Seorang juru bicara Kementerian Industri Tenaga Nuklir Korea yang tidak disebutkan namanya pada Senin (2/10) mengkritik resolusi baru yang diadopsi IAEA dalam konferensi umum pada Jumat (29/9).
Resolusi itu berisi seruan IAEA agar Korea Utara menghentikan program nuklirnya karena dikhawatirkan menimbulkan ancaman dan stabilitas kawasan.
Jubir menyebut bahwa apa yang dikeluarkan IAEA dalam resolusi barunya dengan jelas menggambarkan bagaimana badan itu berpihak pada Barat dan telah dibayar untuk menyuarakan tujuan mereka.

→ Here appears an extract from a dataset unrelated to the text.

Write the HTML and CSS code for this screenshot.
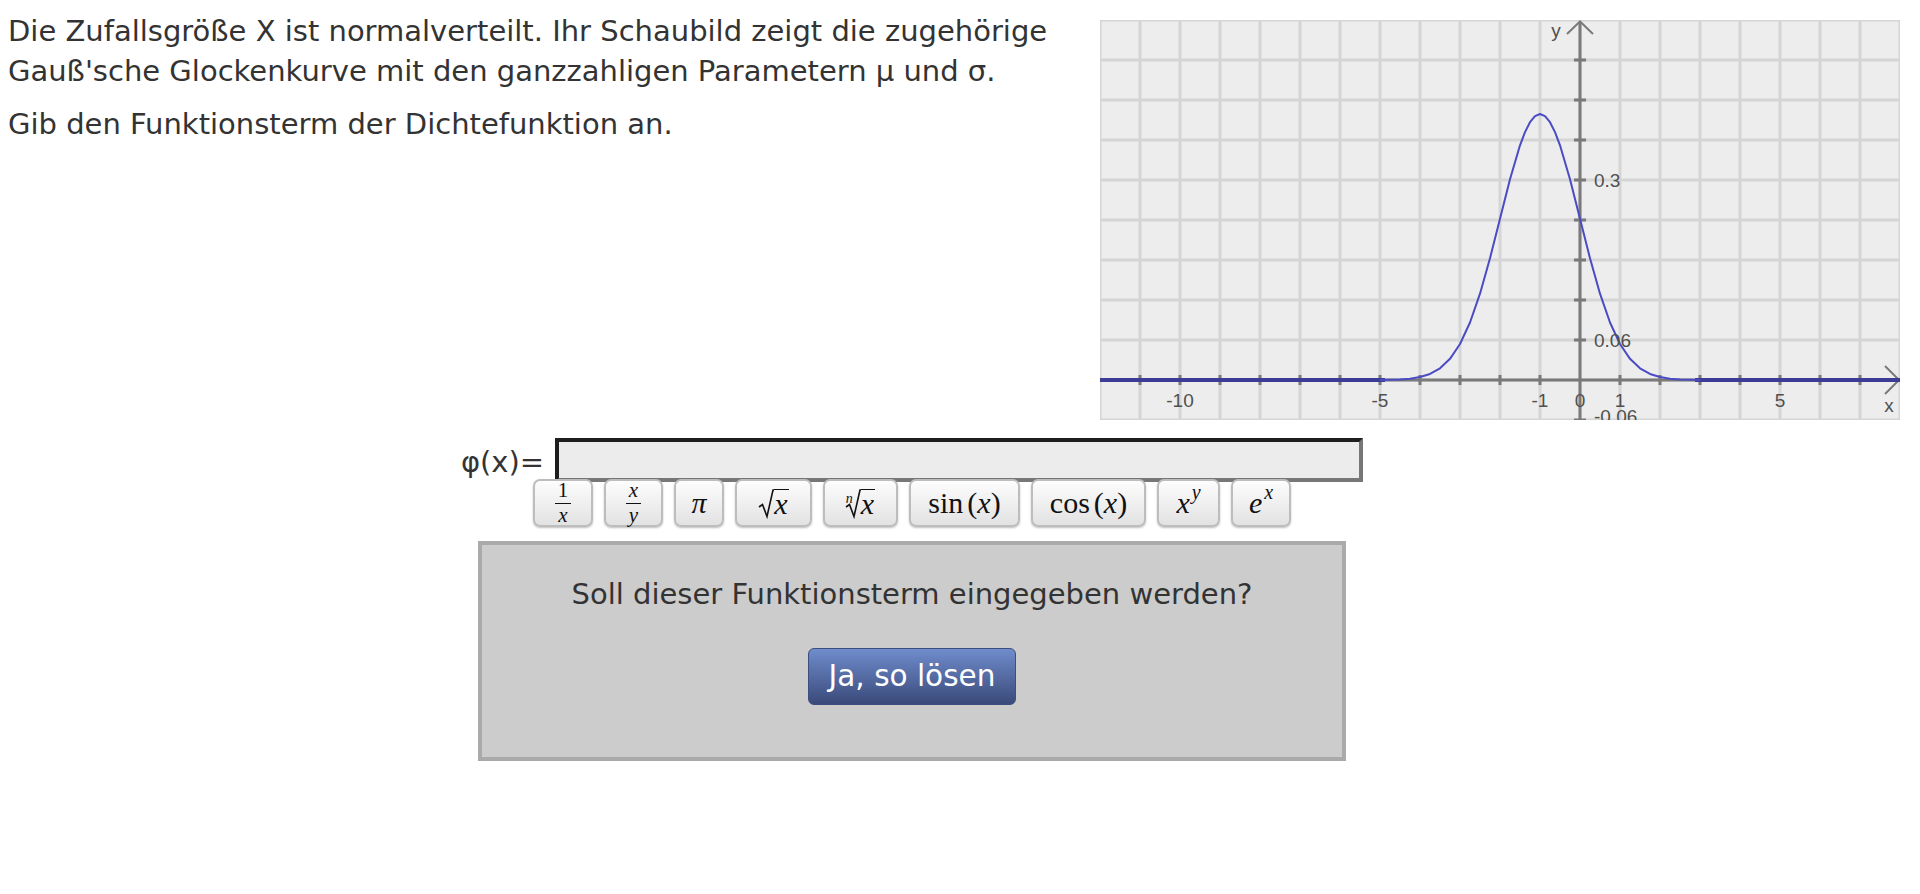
FILE: index.html
```html
<!DOCTYPE html>
<html lang="de">
<head>
<meta charset="utf-8">
<title>Normalverteilung</title>
<link rel="stylesheet" href="styles.css">
</head>
<body>
<div class="top">
  <div class="task">
    <p>Die Zufallsgröße X ist normalverteilt. Ihr Schaubild zeigt die zugehörige Gauß'sche Glockenkurve mit den ganzzahligen Parametern μ und σ.</p>
    <p>Gib den Funktionsterm der Dichtefunktion an.</p>
  </div>
  <div class="plot">
    <svg class="graph" width="800" height="400" viewBox="0 0 800 400">
      <defs>
        <pattern id="grid" x="-20" y="-20" width="40" height="40" patternUnits="userSpaceOnUse">
          <path d="M20 0V40M0 20H40" stroke="#d5d5d5" stroke-width="3" fill="none"/>
        </pattern>
      </defs>
      <rect width="800" height="400" fill="#ededed"/>
      <rect width="800" height="400" fill="url(#grid)"/>
      <path d="M0 360H800" stroke="#7a7a7a" stroke-width="3"/>
      <path d="M480 400V2" stroke="#7a7a7a" stroke-width="3"/>
      <path d="M40 355V365M80 355V365M120 355V365M160 355V365M200 355V365M240 355V365M280 355V365M320 355V365M360 355V365M400 355V365M440 355V365M520 355V365M560 355V365M600 355V365M640 355V365M680 355V365M720 355V365M760 355V365" stroke="#7a7a7a" stroke-width="3"/>
      <path d="M474 40H486M474 80H486M474 120H486M474 160H486M474 200H486M474 240H486M474 280H486M474 320H486M474 400H486" stroke="#7a7a7a" stroke-width="3"/>
      <path d="M467 14L480 1.5L493 14" stroke="#7a7a7a" stroke-width="2" fill="none"/>
      <path d="M785 346L799 360L785 374" stroke="#7a7a7a" stroke-width="2" fill="none"/>
      <path d="M0 360H285M595 360H800" stroke="#3c3c96" stroke-width="4"/>
      <polyline fill="none" stroke="#4b4bc4" stroke-width="2" stroke-linejoin="round" points="280,359.9 290,359.76 300,359.42 310,358.65 320,357.05 330,353.94 340,348.31 350,338.84 360,324.01 370,302.48 380,273.66 390,238.23 400,198.69 410,159.24 420,125.29 425,112.1 430,102.22 435,96.11 440,94.04 445,96.11 450,102.22 455,112.1 460,125.29 470,159.24 480,198.69 490,238.23 500,273.66 510,302.48 520,324.01 530,338.84 540,348.31 550,353.94 560,357.05 570,358.65 580,359.42 590,359.76 600,359.9"/>
      <g class="lbl" text-anchor="middle">
        <text x="80" y="387">-10</text>
        <text x="280" y="387">-5</text>
        <text x="440" y="387">-1</text>
        <text x="480" y="387">0</text>
        <text x="520" y="387">1</text>
        <text x="680" y="387">5</text>
        <text x="789" y="392">x</text>
        <text x="456" y="17">y</text>
      </g>
      <g class="lbl">
        <text x="494" y="167">0.3</text>
        <text x="494" y="327">0.06</text>
        <text x="494" y="403">-0.06</text>
      </g>
    </svg>
  </div>
</div>

<div class="answer">
  <div class="input-row">
    <span class="fx">φ(x)=</span>
    <div class="field"></div>
  </div>
  <div class="keys">
    <button type="button" class="key k-inv"><span class="frac"><span class="num">1</span><span class="den"><i>x</i></span></span></button>
    <button type="button" class="key k-div"><span class="frac"><span class="num"><i>x</i></span><span class="den"><i>y</i></span></span></button>
    <button type="button" class="key k-pi"><i>π</i></button>
    <button type="button" class="key k-sqrt"><span class="sqrt"><svg class="rad" width="16" height="30" viewBox="0 0 16 30"><path d="M1 18L4.5 15.5L9 27.5L15 1H16" fill="none" stroke="#111" stroke-width="1.6"/></svg><span class="rad-body"><i>x</i></span></span></button>
    <button type="button" class="key k-root"><span class="sqrt"><span class="idx"><i>n</i></span><svg class="rad" width="16" height="30" viewBox="0 0 16 30"><path d="M1 18L4.5 15.5L9 27.5L15 1H16" fill="none" stroke="#111" stroke-width="1.6"/></svg><span class="rad-body"><i>x</i></span></span></button>
    <button type="button" class="key k-sin">sin<span class="paren">(<i>x</i>)</span></button>
    <button type="button" class="key k-cos">cos<span class="paren">(<i>x</i>)</span></button>
    <button type="button" class="key k-pow"><i>x</i><span class="sup"><i>y</i></span></button>
    <button type="button" class="key k-exp"><i>e</i><span class="sup"><i>x</i></span></button>
  </div>
  <div class="confirm">
    <p>Soll dieser Funktionsterm eingegeben werden?</p>
    <button type="button" class="solve">Ja, so lösen</button>
  </div>
</div>
</body>
</html>
```

FILE: styles.css
```css
body {
  margin: 8px;
  background: #fff;
  color: #333;
  font-family: "DejaVu Sans", Verdana, sans-serif;
  font-size: 29px;
  line-height: 40px;
}

.top {
  display: flex;
  justify-content: space-between;
  align-items: flex-start;
}

.task {
  width: 1084px;
  padding-top: 3px;
}

.task p {
  margin: 0;
}

.task p + p {
  margin-top: 13px;
}

.plot {
  width: 800px;
  height: 400px;
  margin: 12px 12px 0 0;
}

.graph {
  display: block;
}

.lbl {
  font-family: "Liberation Sans", Arial, sans-serif;
  font-size: 19px;
  fill: #505050;
}

.answer {
  width: 1808px;
  margin-top: 18px;
  display: flex;
  flex-direction: column;
  align-items: center;
}

.input-row {
  display: flex;
  align-items: flex-end;
}

.fx {
  margin-right: 11px;
  line-height: 40px;
}

.field {
  box-sizing: border-box;
  width: 808px;
  height: 44px;
  border-style: solid;
  border-width: 4px;
  border-color: #1e1e1e #777 #777 #1e1e1e;
  background: #ececec;
}

.keys {
  display: flex;
  gap: 11px;
  margin-top: -3px;
}

.key {
  box-sizing: border-box;
  height: 48px;
  padding: 0;
  border: 2px solid #bdbdbd;
  border-radius: 7px;
  background: linear-gradient(#fdfdfd, #e2e2e2);
  box-shadow: 0 1px 2px rgba(0, 0, 0, 0.25);
  display: flex;
  align-items: center;
  justify-content: center;
  font-family: "Liberation Serif", "Times New Roman", serif;
  font-size: 30px;
  line-height: 1;
  color: #111;
}

.key i {
  font-style: italic;
}

.k-inv { width: 60px; }
.k-div { width: 59px; }
.k-pi { width: 50px; }
.k-sqrt { width: 77px; }
.k-root { width: 75px; }
.k-sin { width: 111px; }
.k-cos { width: 115px; }
.k-pow { width: 63px; }
.k-exp { width: 60px; }

.paren {
  margin-left: 4px;
}

.frac {
  display: inline-flex;
  flex-direction: column;
  align-items: center;
  font-size: 21px;
  line-height: 1;
}

.frac .num {
  padding: 0 3px 2px;
  border-bottom: 1.5px solid #111;
}

.frac .den {
  padding-top: 1px;
}

.sqrt {
  display: inline-flex;
  align-items: flex-start;
  margin-top: 2px;
}

.rad {
  display: block;
}

.rad-body {
  border-top: 1.6px solid #111;
  line-height: 28px;
  padding: 0 1px 0 0;
}

.idx {
  font-size: 14px;
  line-height: 1;
  margin: 3px -8px 0 0;
}

.sup {
  display: inline-block;
  font-size: 20px;
  margin-left: 2px;
  transform: translateY(-11px);
}

.confirm {
  box-sizing: border-box;
  width: 868px;
  height: 220px;
  margin-top: 14px;
  padding-top: 29px;
  background: #ccc;
  border: 4px solid #aaa;
  display: flex;
  flex-direction: column;
  align-items: center;
}

.confirm p {
  margin: 0;
}

.solve {
  margin-top: 34px;
  height: 57px;
  padding: 0 20px;
  border: 1px solid #3e4e7e;
  border-radius: 6px;
  background: linear-gradient(#6f8ccc, #3a4a7a);
  color: #fff;
  font-family: inherit;
  font-size: 29.5px;
  line-height: 1;
}
```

"Jika IAEA ingin menghindari kritik internasional sebagai pihak yang dibayar AS, maka disarankan untuk mengabdikan diri untuk mengatasi kesulitan yang dihadapi komunitas internasional," ujarnya, seperti dimuat
The Star. Lebih lanjut, Jubir menuduh Ketua IAEA Rafael Grossi berusaha menciptakan suasana menekan dengan menyebarkan berita palsu tentang uji coba nuklir yang akan segera dilakukan Korea Utara.
"Lelucon kekuatan musuh tersebut merupakan pengungkapan niat jahat mereka untuk menutupi tindakan kriminal mereka yang secara serius mengancam sistem non-proliferasi nuklir internasional dan membenarkan kebijakan permusuhan mereka terhadap DPRK,” katanya, menurut media pemerintah KCNA.
DPRK mengacu pada nama resmi Korea Utara, Republik Demokratik Rakyat Korea.
Tahun lalu, Grossi memperingatkan bahwa Korea Utara dapat melanjutkan uji coba nuklir untuk pertama kalinya sejak 2017.
Sementara IAEA tidak memiliki akses ke Korea Utara sejak Pyongyang mengusir inspekturnya pada tahun 2009 dan kemudian memulai kembali uji coba nuklir.
Peningkatan kekuatan nuklir merupakan upaya bela diri Korea Utara terhadap tindakan konfrontasi AS yang mengancam wilayah kedaulatannya.